La retraite fut continuellement inquiétée par le mouvement de la banlieue, qui commençait à se prononcer, et par des bandes d’enfans de Paris, ivres de joie et de poudre à canon. On s’est plu à raconter bien des historiettes sur les prouesses de ces gamins ; je ne sais trop ce qu’il en faut admettre, mais en voici une que je puis certifier, l’ayant vue de mes deux yeux.
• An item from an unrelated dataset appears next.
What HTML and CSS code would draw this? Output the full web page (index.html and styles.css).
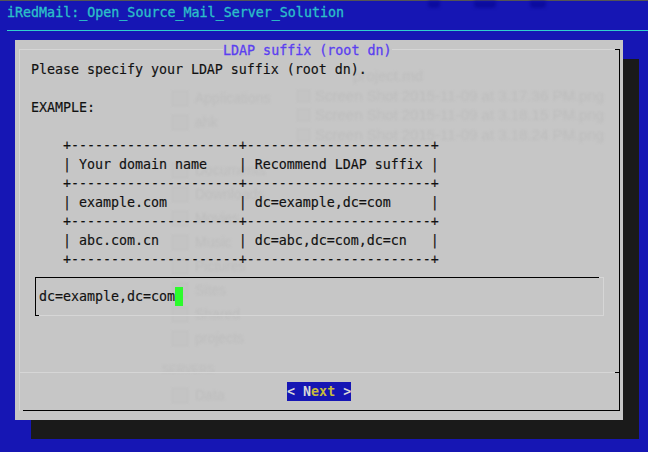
FILE: index.html
```html
<!DOCTYPE html>
<html lang="en">
<head>
<meta charset="utf-8">
<title>LDAP suffix</title>
<link rel="stylesheet" href="styles.css">
</head>
<body>
<main class="screen">
  <div class="blobs"><span class="blob b1"></span><span class="blob b2"></span><span class="blob b3"></span></div>
  <header class="backtitle">iRedMail:_Open_Source_Mail_Server_Solution</header>
  <hr class="rule">

  <section class="dialog">
    <div class="ghost">
      <ul class="ghost-side">
        <li><i></i>Applications</li>
        <li><i></i>ahk</li>
        <li></li>
        <li><i></i>Documents</li>
        <li><i></i>Downloads</li>
        <li><i></i>Movies</li>
        <li><i></i>Music</li>
        <li><i></i>Pictures</li>
        <li><i></i>Sites</li>
        <li><i></i>Shared</li>
        <li><i></i>projects</li>
        <li class="ghost-head">SERVERS</li>
        <li><i></i>Data</li>
      </ul>
      <p class="ghost-note">project.md</p>
      <ul class="ghost-files">
        <li><i></i>Screen Shot 2015-11-09 at 3.17.36 PM.png</li>
        <li><i></i>Screen Shot 2015-11-09 at 3.18.15 PM.png</li>
        <li><i></i>Screen Shot 2015-11-09 at 3.18.24 PM.png</li>
      </ul>
    </div>
    <div class="frame">
      <h1 class="title">LDAP suffix (root dn)</h1>
      <pre class="message">Please specify your LDAP suffix (root dn).

EXAMPLE:

    +---------------------+-----------------------+
    | Your domain name    | Recommend LDAP suffix |
    +---------------------+-----------------------+
    | example.com         | dc=example,dc=com     |
    +---------------------+-----------------------+
    | abc.com.cn          | dc=abc,dc=com,dc=cn   |
    +---------------------+-----------------------+</pre>
      <div class="input"><span class="value">dc=example,dc=com</span><span class="cursor"></span></div>
      <div class="actions">
        <button class="next" type="button">&lt; <span class="hot">N</span><span class="key">ext</span> &gt;</button>
      </div>
    </div>
  </section>
</main>
</body>
</html>
```

FILE: styles.css
```css
* { box-sizing: border-box; }
html, body { margin: 0; height: 100%; }
body { background: #1616b4; overflow: hidden; }

.screen {
  position: relative;
  width: 648px;
  height: 452px;
  background: #1616b4;
  border-top: 1px solid #555;
  font: 13.33px/19px "DejaVu Sans Mono", monospace;
  letter-spacing: -0.03px;
}

/* blurred window showing through the translucent terminal */
.blobs { position: absolute; left: 0; top: 0; width: 100%; height: 8px; filter: blur(1.5px); }
.blob { position: absolute; top: 0; height: 7px; background: #0c0c9e; border-radius: 0 0 4px 4px; }
.b1 { left: 428px; width: 12px; }
.b2 { left: 474px; width: 22px; }
.b3 { left: 530px; width: 16px; }

.backtitle {
  position: relative;
  height: 21px;
  padding: 2px 0 0 7px;
  color: #2cc0c8;
  letter-spacing: 0;
  -webkit-text-stroke: 0.3px #2cc0c8;
  white-space: pre;
}
.rule {
  position: relative;
  margin: 8px 0 0 7px;
  border: 0;
  height: 1px;
  background: #30cfcf;
}
.dialog {
  position: absolute;
  left: 15px;
  top: 39px;
  width: 608px;
  height: 380px;
  padding: 9px 3px 9px 4px;
  background: #c6c6c6;
  box-shadow: 16px 19px 0 #1a1a1a;
}

.ghost {
  position: absolute;
  inset: 0;
  overflow: hidden;
  color: #bdbdbd;
  font: 14px/24px "Liberation Sans", sans-serif;
  letter-spacing: 0;
  filter: blur(1px);
}
.ghost ul { list-style: none; margin: 0; padding: 0; position: absolute; }
.ghost li { display: flex; align-items: center; white-space: pre; }
.ghost i { flex: none; border: 1px solid #bfbfbf; background: #c4c4c4; }
.ghost-side { left: 157px; top: 46px; }
.ghost-side li { height: 24px; }
.ghost-side i { width: 16px; height: 15px; margin-right: 7px; }
.ghost-side .ghost-head { height: 33px; margin-left: -10px; font-size: 11px; padding-top: 4px; }
.ghost-note { position: absolute; left: 338px; top: 24px; margin: 0; font-size: 15px; }
.ghost-files { left: 282px; top: 46px; font-size: 15px; }
.ghost-files li { height: 19.5px; }
.ghost-files i { width: 13px; height: 12px; margin-right: 5px; }

.frame {
  position: relative;
  height: 100%;
  display: flex;
  flex-direction: column;
  border-style: solid;
  border-width: 1px;
  border-color: #d6d6d6 #000 transparent #d6d6d6;
}
.frame::before {
  content: "";
  position: absolute;
  right: -1px;
  top: -1px;
  width: 5px;
  height: 1px;
  background: #000;
}
.frame::after {
  content: "";
  position: absolute;
  left: 3px;
  right: -1px;
  bottom: -1px;
  height: 1px;
  background: #000;
}
.title {
  margin: -9px 0 0 203px;
  align-self: flex-start;
  height: 19px;
  background: #c6c6c6;
  color: #5a3ff0;
  font: inherit;
  letter-spacing: 0;
  -webkit-text-stroke: 0.3px #5a3ff0;
  white-space: pre;
}
.message {
  margin: 0;
  padding-left: 11px;
  color: #111;
  font: inherit;
  -webkit-text-stroke: 0.15px #111;
}
.input {
  position: relative;
  display: flex;
  align-items: center;
  height: 39px;
  margin: 8px 15px 0 15px;
  padding-left: 3px;
  border-style: solid;
  border-width: 1px;
  border-color: #000 #d6d6d6 #d6d6d6 #000;
  color: #111;
  -webkit-text-stroke: 0.15px #111;
}
.input::before {
  content: "";
  position: absolute;
  right: -1px;
  top: -1px;
  width: 5px;
  height: 1px;
  background: #d6d6d6;
}
.input::after {
  content: "";
  position: absolute;
  left: -1px;
  bottom: -1px;
  width: 4px;
  height: 1px;
  background: #000;
}
.cursor { width: 8px; height: 19px; background: #2cfb2c; }
.actions {
  position: relative;
  margin-top: auto;
  height: 38px;
  display: flex;
  justify-content: center;
  align-items: center;
  border-top: 1px solid #d6d6d6;
}
.actions::after {
  content: "";
  position: absolute;
  right: 0;
  top: -1px;
  width: 4px;
  height: 1px;
  background: #000;
}
.next {
  width: 64px;
  height: 19px;
  margin: 0 1px 0 0;
  padding: 0;
  border: 0;
  background: #1616b4;
  color: #d8d8d8;
  font: inherit;
  font-weight: 700;
  white-space: pre;
}
.hot { color: #d8d8d8; }
.key { color: #c6bb3c; }
```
Il était une heure environ. j’avais passé une partie de la matinée chez M. de Rémusat, qui demeurait rue des Saussaies; je suivais la rue du Faubourg-Saint-Honoré lorsque je vis arriver une compagnie appartenant à je ne sais quel régiment de la garde royale; cette compagnie marchait en bon ordre, l’arme au bras, son capitaine en tête et se dirigeait vers la barrière du Roule. A la hauteur de l’ambassade d’Angleterre, un jeune garçon de quatorze à quinze ans, armé d’un fusil de munition qu’il pouvait à peine soulever, vint se placer au beau milieu de la rue, en face de la compagnie à dix pas environ du capitaine, le coucha en joue, le tira en plein corps, et le manqua, involontairement selon toute apparence, puis n’ayant ni giberne, ni cartouche, posa son fusil sur le pavé et regarda fièrement la compagnie, qui fît sur lui un feu de peloton, et le manqua, volontairement selon toute apparence, puis il se retira au petit pas, en riant, et le capitaine, en riant, fit signe aux soldats de reprendre leur marche.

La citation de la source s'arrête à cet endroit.